(Records with interface code)
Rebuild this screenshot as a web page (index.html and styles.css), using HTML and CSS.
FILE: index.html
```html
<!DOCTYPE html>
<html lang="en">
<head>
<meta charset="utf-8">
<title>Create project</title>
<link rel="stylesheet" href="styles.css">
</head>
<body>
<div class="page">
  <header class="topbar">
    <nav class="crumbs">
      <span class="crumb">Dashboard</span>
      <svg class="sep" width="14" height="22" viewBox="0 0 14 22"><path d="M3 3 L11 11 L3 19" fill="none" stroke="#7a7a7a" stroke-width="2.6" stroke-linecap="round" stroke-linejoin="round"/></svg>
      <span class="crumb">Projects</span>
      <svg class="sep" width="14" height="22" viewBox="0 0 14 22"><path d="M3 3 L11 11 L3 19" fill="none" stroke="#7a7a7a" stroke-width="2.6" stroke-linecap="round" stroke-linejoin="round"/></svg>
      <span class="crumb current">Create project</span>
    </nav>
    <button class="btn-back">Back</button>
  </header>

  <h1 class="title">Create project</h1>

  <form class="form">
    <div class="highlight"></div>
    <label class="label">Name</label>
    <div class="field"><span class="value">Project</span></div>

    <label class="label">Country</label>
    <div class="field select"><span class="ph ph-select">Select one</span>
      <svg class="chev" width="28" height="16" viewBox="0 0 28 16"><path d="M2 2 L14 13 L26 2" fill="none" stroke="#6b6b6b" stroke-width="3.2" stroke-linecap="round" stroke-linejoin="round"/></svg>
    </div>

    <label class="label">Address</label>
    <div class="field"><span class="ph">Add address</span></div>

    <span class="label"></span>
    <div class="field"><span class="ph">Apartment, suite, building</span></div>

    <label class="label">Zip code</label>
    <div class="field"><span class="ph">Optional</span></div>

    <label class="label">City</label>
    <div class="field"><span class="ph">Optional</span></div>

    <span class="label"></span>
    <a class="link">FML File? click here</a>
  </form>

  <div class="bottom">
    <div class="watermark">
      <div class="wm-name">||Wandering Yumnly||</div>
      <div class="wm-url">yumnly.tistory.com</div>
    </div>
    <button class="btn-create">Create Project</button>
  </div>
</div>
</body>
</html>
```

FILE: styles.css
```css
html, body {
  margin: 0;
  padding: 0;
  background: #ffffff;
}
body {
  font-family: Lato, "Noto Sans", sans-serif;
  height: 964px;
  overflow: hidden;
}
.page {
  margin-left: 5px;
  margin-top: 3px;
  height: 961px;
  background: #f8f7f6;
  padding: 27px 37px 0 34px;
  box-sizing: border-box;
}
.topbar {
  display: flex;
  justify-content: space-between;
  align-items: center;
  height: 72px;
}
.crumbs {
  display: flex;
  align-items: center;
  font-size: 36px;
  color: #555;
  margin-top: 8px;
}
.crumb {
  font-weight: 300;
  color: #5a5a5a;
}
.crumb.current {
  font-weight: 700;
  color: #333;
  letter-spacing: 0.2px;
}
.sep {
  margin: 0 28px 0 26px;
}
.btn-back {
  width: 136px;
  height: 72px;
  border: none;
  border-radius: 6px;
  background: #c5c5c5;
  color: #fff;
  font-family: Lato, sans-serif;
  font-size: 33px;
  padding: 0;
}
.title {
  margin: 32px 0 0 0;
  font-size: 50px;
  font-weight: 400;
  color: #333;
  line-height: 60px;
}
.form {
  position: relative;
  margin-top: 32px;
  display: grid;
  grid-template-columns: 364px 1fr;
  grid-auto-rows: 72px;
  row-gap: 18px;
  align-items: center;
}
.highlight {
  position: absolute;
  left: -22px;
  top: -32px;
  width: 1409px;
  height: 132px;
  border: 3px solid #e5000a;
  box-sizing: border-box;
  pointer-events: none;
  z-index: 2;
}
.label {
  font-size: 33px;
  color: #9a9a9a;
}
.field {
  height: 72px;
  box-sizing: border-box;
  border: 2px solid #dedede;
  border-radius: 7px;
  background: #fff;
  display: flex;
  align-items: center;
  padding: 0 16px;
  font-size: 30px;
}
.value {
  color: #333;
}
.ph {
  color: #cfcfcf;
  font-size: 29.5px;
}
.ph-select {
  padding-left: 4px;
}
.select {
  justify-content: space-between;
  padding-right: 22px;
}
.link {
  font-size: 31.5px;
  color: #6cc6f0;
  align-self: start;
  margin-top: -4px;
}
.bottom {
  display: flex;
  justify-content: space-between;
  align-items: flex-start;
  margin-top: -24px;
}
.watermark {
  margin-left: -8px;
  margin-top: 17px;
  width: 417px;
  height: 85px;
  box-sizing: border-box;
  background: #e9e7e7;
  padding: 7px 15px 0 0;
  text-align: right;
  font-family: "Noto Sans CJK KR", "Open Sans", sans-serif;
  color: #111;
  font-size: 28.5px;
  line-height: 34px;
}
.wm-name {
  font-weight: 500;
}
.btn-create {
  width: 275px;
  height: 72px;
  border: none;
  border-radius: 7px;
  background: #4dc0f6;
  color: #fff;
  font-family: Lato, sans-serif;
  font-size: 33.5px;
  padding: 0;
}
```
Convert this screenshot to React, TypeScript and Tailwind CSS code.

_WHAT THIS TASK INVOLVES_. Each entry must be reproduced verbatim.

_OUTPUT FOR THIS TASK_.
Rebuild this screenshot as a web page (index.html and styles.css), using HTML and CSS.
FILE: index.html
```html
<!DOCTYPE html>
<html lang="en">
<head>
<meta charset="utf-8">
<title>Create project</title>
<link rel="stylesheet" href="styles.css">
</head>
<body>
<div class="page">
  <header class="topbar">
    <nav class="crumbs">
      <span class="crumb">Dashboard</span>
      <svg class="sep" width="14" height="22" viewBox="0 0 14 22"><path d="M3 3 L11 11 L3 19" fill="none" stroke="#7a7a7a" stroke-width="2.6" stroke-linecap="round" stroke-linejoin="round"/></svg>
      <span class="crumb">Projects</span>
      <svg class="sep" width="14" height="22" viewBox="0 0 14 22"><path d="M3 3 L11 11 L3 19" fill="none" stroke="#7a7a7a" stroke-width="2.6" stroke-linecap="round" stroke-linejoin="round"/></svg>
      <span class="crumb current">Create project</span>
    </nav>
    <button class="btn-back">Back</button>
  </header>

  <h1 class="title">Create project</h1>

  <form class="form">
    <div class="highlight"></div>
    <label class="label">Name</label>
    <div class="field"><span class="value">Project</span></div>

    <label class="label">Country</label>
    <div class="field select"><span class="ph ph-select">Select one</span>
      <svg class="chev" width="28" height="16" viewBox="0 0 28 16"><path d="M2 2 L14 13 L26 2" fill="none" stroke="#6b6b6b" stroke-width="3.2" stroke-linecap="round" stroke-linejoin="round"/></svg>
    </div>

    <label class="label">Address</label>
    <div class="field"><span class="ph">Add address</span></div>

    <span class="label"></span>
    <div class="field"><span class="ph">Apartment, suite, building</span></div>

    <label class="label">Zip code</label>
    <div class="field"><span class="ph">Optional</span></div>

    <label class="label">City</label>
    <div class="field"><span class="ph">Optional</span></div>

    <span class="label"></span>
    <a class="link">FML File? click here</a>
  </form>

  <div class="bottom">
    <div class="watermark">
      <div class="wm-name">||Wandering Yumnly||</div>
      <div class="wm-url">yumnly.tistory.com</div>
    </div>
    <button class="btn-create">Create Project</button>
  </div>
</div>
</body>
</html>
```

FILE: styles.css
```css
html, body {
  margin: 0;
  padding: 0;
  background: #ffffff;
}
body {
  font-family: Lato, "Noto Sans", sans-serif;
  height: 964px;
  overflow: hidden;
}
.page {
  margin-left: 5px;
  margin-top: 3px;
  height: 961px;
  background: #f8f7f6;
  padding: 27px 37px 0 34px;
  box-sizing: border-box;
}
.topbar {
  display: flex;
  justify-content: space-between;
  align-items: center;
  height: 72px;
}
.crumbs {
  display: flex;
  align-items: center;
  font-size: 36px;
  color: #555;
  margin-top: 8px;
}
.crumb {
  font-weight: 300;
  color: #5a5a5a;
}
.crumb.current {
  font-weight: 700;
  color: #333;
  letter-spacing: 0.2px;
}
.sep {
  margin: 0 28px 0 26px;
}
.btn-back {
  width: 136px;
  height: 72px;
  border: none;
  border-radius: 6px;
  background: #c5c5c5;
  color: #fff;
  font-family: Lato, sans-serif;
  font-size: 33px;
  padding: 0;
}
.title {
  margin: 32px 0 0 0;
  font-size: 50px;
  font-weight: 400;
  color: #333;
  line-height: 60px;
}
.form {
  position: relative;
  margin-top: 32px;
  display: grid;
  grid-template-columns: 364px 1fr;
  grid-auto-rows: 72px;
  row-gap: 18px;
  align-items: center;
}
.highlight {
  position: absolute;
  left: -22px;
  top: -32px;
  width: 1409px;
  height: 132px;
  border: 3px solid #e5000a;
  box-sizing: border-box;
  pointer-events: none;
  z-index: 2;
}
.label {
  font-size: 33px;
  color: #9a9a9a;
}
.field {
  height: 72px;
  box-sizing: border-box;
  border: 2px solid #dedede;
  border-radius: 7px;
  background: #fff;
  display: flex;
  align-items: center;
  padding: 0 16px;
  font-size: 30px;
}
.value {
  color: #333;
}
.ph {
  color: #cfcfcf;
  font-size: 29.5px;
}
.ph-select {
  padding-left: 4px;
}
.select {
  justify-content: space-between;
  padding-right: 22px;
}
.link {
  font-size: 31.5px;
  color: #6cc6f0;
  align-self: start;
  margin-top: -4px;
}
.bottom {
  display: flex;
  justify-content: space-between;
  align-items: flex-start;
  margin-top: -24px;
}
.watermark {
  margin-left: -8px;
  margin-top: 17px;
  width: 417px;
  height: 85px;
  box-sizing: border-box;
  background: #e9e7e7;
  padding: 7px 15px 0 0;
  text-align: right;
  font-family: "Noto Sans CJK KR", "Open Sans", sans-serif;
  color: #111;
  font-size: 28.5px;
  line-height: 34px;
}
.wm-name {
  font-weight: 500;
}
.btn-create {
  width: 275px;
  height: 72px;
  border: none;
  border-radius: 7px;
  background: #4dc0f6;
  color: #fff;
  font-family: Lato, sans-serif;
  font-size: 33.5px;
  padding: 0;
}
```
Convert this screenshot to React, TypeScript and Tailwind CSS code.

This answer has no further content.